Please note that timeouts exists as a substring also in the files so i want to make sure that only this line gets replaced. Any solution is acceptable using sed awk perl .
Give this a try:
for f in *
do
sed -i 's/\(timeouts = {default = [0-9]\+\)\(\.[0-9]\+;\)\( };\)/\1000\2....\3/' "$f"
done
It will make the replacements in place for each file in the current directory. Some versions of sed require a backup extension after the -i option. You can supply one like this:
sed -i .bak ...
Some versions don't support in-place editing.

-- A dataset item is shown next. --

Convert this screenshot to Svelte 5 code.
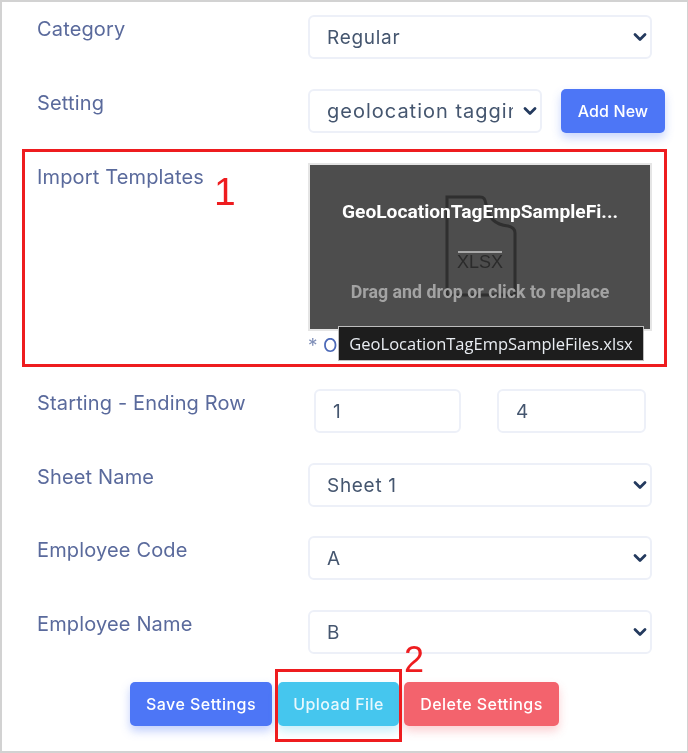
<script>
  const chevron = 'M2 4.5 L7 9.5 L12 4.5';
</script>

{#snippet pick(value, cls = '')}
  <div class="pick {cls}">
    <select aria-label={value}><option>{value}</option></select>
    <svg class="chev" viewBox="0 0 14 14" width="14" height="14"><path d={chevron} /></svg>
  </div>
{/snippet}

<main class="page">
  <div class="row r-cat">
    <span class="label">Category</span>
    {@render pick('Regular')}
  </div>

  <div class="row r-set">
    <span class="label">Setting</span>
    <div class="pair">
      {@render pick('geolocation tagging settings', 'short')}
      <button class="btn add">Add New</button>
    </div>
  </div>

  <section class="annot">
    <span class="label">Import Templates</span>
    <div class="dropcol">
      <div class="drop">
        <svg class="file" viewBox="0 0 74 104" width="74" height="104">
          <path d="M3 2 H36 C40 2 41 4 42 9 C44 24 52 30 64 31 C69 32 71 34 71 38 V100 H3 Z" />
          <line x1="14" y1="57" x2="58" y2="57" />
        </svg>
        <span class="ext">XLSX</span>
        <strong class="fname">GeoLocationTagEmpSampleFi...</strong>
        <span class="hint">Drag and drop or click to replace</span>
      </div>
      <p class="note"><span class="star">*</span> O</p>
      <div class="tip">GeoLocationTagEmpSampleFiles.xlsx</div>
    </div>
    <span class="num n1">1</span>
  </section>

  <div class="row r-range">
    <span class="label">Starting - Ending Row</span>
    <div class="inputs">
      <input value="1" aria-label="Starting row" />
      <input value="4" aria-label="Ending row" />
    </div>
  </div>

  <div class="row r-sheet">
    <span class="label">Sheet Name</span>
    {@render pick('Sheet 1')}
  </div>

  <div class="row r-code">
    <span class="label">Employee Code</span>
    {@render pick('A')}
  </div>

  <div class="row r-name">
    <span class="label">Employee Name</span>
    {@render pick('B')}
  </div>

  <div class="actions">
    <button class="btn save">Save Settings</button>
    <button class="btn upload">Upload File</button>
    <button class="btn del">Delete Settings</button>
    <span class="mark"></span>
    <span class="num n2">2</span>
  </div>
</main>

<style>
  :global(body) { margin: 0; background: #fff; }
  .page {
    box-sizing: border-box;
    width: 688px;
    height: 753px;
    border: 2px solid #d2d2d2;
    border-right-width: 1px;
    padding: 13px 0 0 35px;
    font-family: Inter, "Open Sans", sans-serif;
    position: relative;
    overflow: hidden;
    background: #fff;
    filter: blur(0.35px);
  }
  .row { display: flex; align-items: flex-start; }
  .label {
    width: 271px;
    flex: none;
    font-size: 20px;
    line-height: 29px;
    color: #5a6a9c;
    letter-spacing: 0.15px;
    font-family: Inter, "Open Sans", sans-serif;
    white-space: nowrap;
  }
  .r-set { margin-top: 30px; }
  .r-range { margin-top: 22px; }
  .r-sheet { margin-top: 30px; }
  .r-code { margin-top: 29px; }
  .r-name { margin-top: 30px; }

  .pick { position: relative; width: 344px; height: 44px; flex: none; }
  .pick.short { width: 234px; }
  select, input {
    box-sizing: border-box;
    width: 100%;
    height: 100%;
    border: 2px solid #edf0f8;
    border-radius: 6px;
    background: #fff;
    font: 400 19px Inter, "Open Sans", sans-serif;
    letter-spacing: 0.7px;
    color: #45566f;
    outline: none;
  }
  select {
    appearance: none;
    padding: 0 27px 0 17px;
  }
  .short select { font-size: 20px; letter-spacing: 1px; }
  .chev {
    position: absolute;
    right: 5px;
    top: 15px;
    pointer-events: none;
  }
  .chev path { fill: none; stroke: #243a5e; stroke-width: 2.8; stroke-linecap: round; stroke-linejoin: round; }

  .pair { display: flex; gap: 19px; align-items: flex-start; width: 357px; flex: none; }

  .btn {
    height: 44px;
    border: 0;
    border-radius: 5px;
    color: #fff;
    font: 500 16px Inter, "Open Sans", sans-serif;
    letter-spacing: 0.45px;
    padding: 0;
    flex: none;
  }
  .add { width: 104px; background: #4d76f6; box-shadow: 0 5px 10px rgba(77,118,246,.3); letter-spacing: 0.1px; }
  .save { width: 142px; background: #4d76f6; box-shadow: 0 5px 10px rgba(77,118,246,.35); }
  .upload { width: 121px; background: #45c6ee; box-shadow: 0 5px 10px rgba(69,198,238,.3); color: #e8f8fd; }
  .del { width: 155px; background: #f3636d; box-shadow: 0 5px 10px rgba(243,99,109,.3); }

  .annot {
    box-sizing: border-box;
    display: flex;
    align-items: flex-start;
    position: relative;
    width: 645px;
    height: 218px;
    margin: 16px 0 0 -15px;
    padding: 11px 0 0 12px;
    border: 3px solid #ee1c1f;
  }
  .dropcol { position: relative; width: 344px; flex: none; }
  .drop {
    box-sizing: border-box;
    height: 168px;
    border: 2px solid #e5e5e5;
    background: #4d4d4d;
    position: relative;
    overflow: hidden;
    font-family: Roboto, Inter, sans-serif;
    text-align: center;
  }
  .file { position: absolute; left: 134px; top: 30px; }
  .file path { fill: none; stroke: #2f2f2f; stroke-width: 3; }
  .file line { stroke: #a8a8a8; stroke-width: 2; }
  .ext {
    position: absolute; left: 0; right: 0; top: 87px;
    font: 400 18px "Liberation Sans", Arial, sans-serif; color: #2b2b2b;
  }
  .fname {
    position: absolute; left: 0; right: 0; top: 35px;
    font-size: 19.2px; line-height: 24px; font-weight: 700; color: #fff;
  }
  .hint {
    position: absolute; left: 0; right: 0; top: 116px;
    font-size: 17.8px; line-height: 22px; font-weight: 700; color: #a3a3a3;
  }
  .note {
    margin: 0; padding-top: 3px;
    font: 400 19px/24px Inter, sans-serif;
    color: #4d6ab8;
  }
  .star { color: #7f8fb8; }
  .tip {
    position: absolute;
    left: 30px;
    top: 163px;
    box-sizing: border-box;
    width: 306px;
    height: 35px;
    background: #1d1d1d;
    border: 1px solid #bdbdbd;
    color: #e9edf2;
    font: 400 16.5px/33px "Open Sans", sans-serif;
    text-align: center;
    white-space: nowrap;
  }

  .inputs { display: flex; gap: 36px; margin-left: 6px; }
  input { width: 147px; height: 44px; padding: 0 17px; flex: none; }
  input + input { width: 149px; }

  .actions {
    position: absolute;
    left: 128px;
    top: 680px;
    display: flex;
    gap: 6px;
  }
  .upload { margin-right: -1px; }
  .mark {
    position: absolute;
    left: 145px;
    top: -13px;
    width: 127px;
    height: 73px;
    box-sizing: border-box;
    border: 3px solid #ee1c1f;
    pointer-events: none;
  }
  .num {
    position: absolute;
    font: 400 39px/40px "Liberation Sans", Arial, sans-serif;
    color: #ee1c1f;
  }
  .n1 { left: 189px; top: 20px; }
  .n2 { left: 274px; top: -42px; font-size: 36px; }
</style>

You can do this:
sed '...' "$f" > tmpfile && mv tmpfile "$f"
Note that this is obviously not actually multiplying by 1000, so if the number is 3.1 it would become "3000.1" instead of 3100.0.
you can do this
perl -pi -e 's/(timeouts\s*=\s*\{default\s*=\s*)([0-9.-]+)/print $1; $2*1000/e' *
One suggestion for whichever solution above you decide to use - it may be worth it to think through how you could refactor to avoid having to modify all of these files for a change like this again.
Do all of these scripts have similar functionality?
Can you create a module that they would all use for shared subroutines?
In the module, could you have a single line that would allow you to have a multiplier?
For me, anytime I need to make similar changes in more than one file, it's the perfect time to be lazy to save myself time and maintenance issues later.
$ perl -pi.bak -e 's/\w+\s*=\s*{\s*\w+\s*=\s*\K(-?[0-9.]+)/sprintf "%0.1f", 1000 * $1/eg' *
Notes:
The regex matches just the number (see \K in perlre)
The /e means the replacement is evaluated
I include a sprintf in the replacement just in case you need finer control over the formatting
Perl's -i can operate on a bunch of files
EDIT
It has been pointed out that some of the files are shambolic links. Given that this process is not idempotent (running it twice on the same file is bad), you had better generate a unique list of files in case one of the links points to a file that appears elsewhere in the list. Here is an example with find, though the code for a pre-existing list should be obvious.
$ find -L . -type f -exec realpath {} \; | sort -u | xargs -d '\n' perl ...
(Assumes none of your filenames contain a newline!)